* **Given exercise**
Print all the data, keeping every line exactly as it is.

--- Begin Available data ---

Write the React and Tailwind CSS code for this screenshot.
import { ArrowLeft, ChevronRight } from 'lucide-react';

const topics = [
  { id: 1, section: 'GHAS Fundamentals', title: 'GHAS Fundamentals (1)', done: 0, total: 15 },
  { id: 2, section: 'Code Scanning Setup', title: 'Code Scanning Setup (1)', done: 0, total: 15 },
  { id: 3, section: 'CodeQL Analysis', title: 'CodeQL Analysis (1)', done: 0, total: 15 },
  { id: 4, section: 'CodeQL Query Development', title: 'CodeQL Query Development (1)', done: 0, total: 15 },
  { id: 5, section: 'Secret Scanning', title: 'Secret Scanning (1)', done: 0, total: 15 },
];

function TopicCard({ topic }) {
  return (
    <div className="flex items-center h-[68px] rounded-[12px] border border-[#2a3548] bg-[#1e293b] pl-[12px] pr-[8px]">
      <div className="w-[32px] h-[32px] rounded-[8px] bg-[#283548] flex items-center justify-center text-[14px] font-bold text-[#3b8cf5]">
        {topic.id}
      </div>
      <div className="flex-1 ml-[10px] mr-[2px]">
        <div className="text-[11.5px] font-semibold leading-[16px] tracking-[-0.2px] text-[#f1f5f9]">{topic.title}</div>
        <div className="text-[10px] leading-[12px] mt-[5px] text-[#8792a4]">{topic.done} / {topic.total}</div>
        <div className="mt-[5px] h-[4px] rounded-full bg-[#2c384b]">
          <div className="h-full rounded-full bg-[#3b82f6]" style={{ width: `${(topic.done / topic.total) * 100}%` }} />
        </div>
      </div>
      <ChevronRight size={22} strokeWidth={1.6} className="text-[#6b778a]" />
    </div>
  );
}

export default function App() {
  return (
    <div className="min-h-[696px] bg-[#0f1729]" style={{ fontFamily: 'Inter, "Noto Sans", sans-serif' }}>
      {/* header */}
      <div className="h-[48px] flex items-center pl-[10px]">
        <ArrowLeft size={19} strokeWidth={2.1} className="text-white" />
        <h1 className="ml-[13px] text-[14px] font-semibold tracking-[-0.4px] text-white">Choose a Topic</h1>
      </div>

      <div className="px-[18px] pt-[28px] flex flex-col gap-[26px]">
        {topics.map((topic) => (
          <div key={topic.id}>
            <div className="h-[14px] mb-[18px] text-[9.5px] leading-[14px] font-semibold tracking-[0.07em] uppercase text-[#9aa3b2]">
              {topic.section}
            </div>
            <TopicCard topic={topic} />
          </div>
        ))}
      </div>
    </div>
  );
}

--- End Available data ---

* **Reply to the task**
Write the React and Tailwind CSS code for this screenshot.
import { ArrowLeft, ChevronRight } from 'lucide-react';

const topics = [
  { id: 1, section: 'GHAS Fundamentals', title: 'GHAS Fundamentals (1)', done: 0, total: 15 },
  { id: 2, section: 'Code Scanning Setup', title: 'Code Scanning Setup (1)', done: 0, total: 15 },
  { id: 3, section: 'CodeQL Analysis', title: 'CodeQL Analysis (1)', done: 0, total: 15 },
  { id: 4, section: 'CodeQL Query Development', title: 'CodeQL Query Development (1)', done: 0, total: 15 },
  { id: 5, section: 'Secret Scanning', title: 'Secret Scanning (1)', done: 0, total: 15 },
];

function TopicCard({ topic }) {
  return (
    <div className="flex items-center h-[68px] rounded-[12px] border border-[#2a3548] bg-[#1e293b] pl-[12px] pr-[8px]">
      <div className="w-[32px] h-[32px] rounded-[8px] bg-[#283548] flex items-center justify-center text-[14px] font-bold text-[#3b8cf5]">
        {topic.id}
      </div>
      <div className="flex-1 ml-[10px] mr-[2px]">
        <div className="text-[11.5px] font-semibold leading-[16px] tracking-[-0.2px] text-[#f1f5f9]">{topic.title}</div>
        <div className="text-[10px] leading-[12px] mt-[5px] text-[#8792a4]">{topic.done} / {topic.total}</div>
        <div className="mt-[5px] h-[4px] rounded-full bg-[#2c384b]">
          <div className="h-full rounded-full bg-[#3b82f6]" style={{ width: `${(topic.done / topic.total) * 100}%` }} />
        </div>
      </div>
      <ChevronRight size={22} strokeWidth={1.6} className="text-[#6b778a]" />
    </div>
  );
}

export default function App() {
  return (
    <div className="min-h-[696px] bg-[#0f1729]" style={{ fontFamily: 'Inter, "Noto Sans", sans-serif' }}>
      {/* header */}
      <div className="h-[48px] flex items-center pl-[10px]">
        <ArrowLeft size={19} strokeWidth={2.1} className="text-white" />
        <h1 className="ml-[13px] text-[14px] font-semibold tracking-[-0.4px] text-white">Choose a Topic</h1>
      </div>

      <div className="px-[18px] pt-[28px] flex flex-col gap-[26px]">
        {topics.map((topic) => (
          <div key={topic.id}>
            <div className="h-[14px] mb-[18px] text-[9.5px] leading-[14px] font-semibold tracking-[0.07em] uppercase text-[#9aa3b2]">
              {topic.section}
            </div>
            <TopicCard topic={topic} />
          </div>
        ))}
      </div>
    </div>
  );
}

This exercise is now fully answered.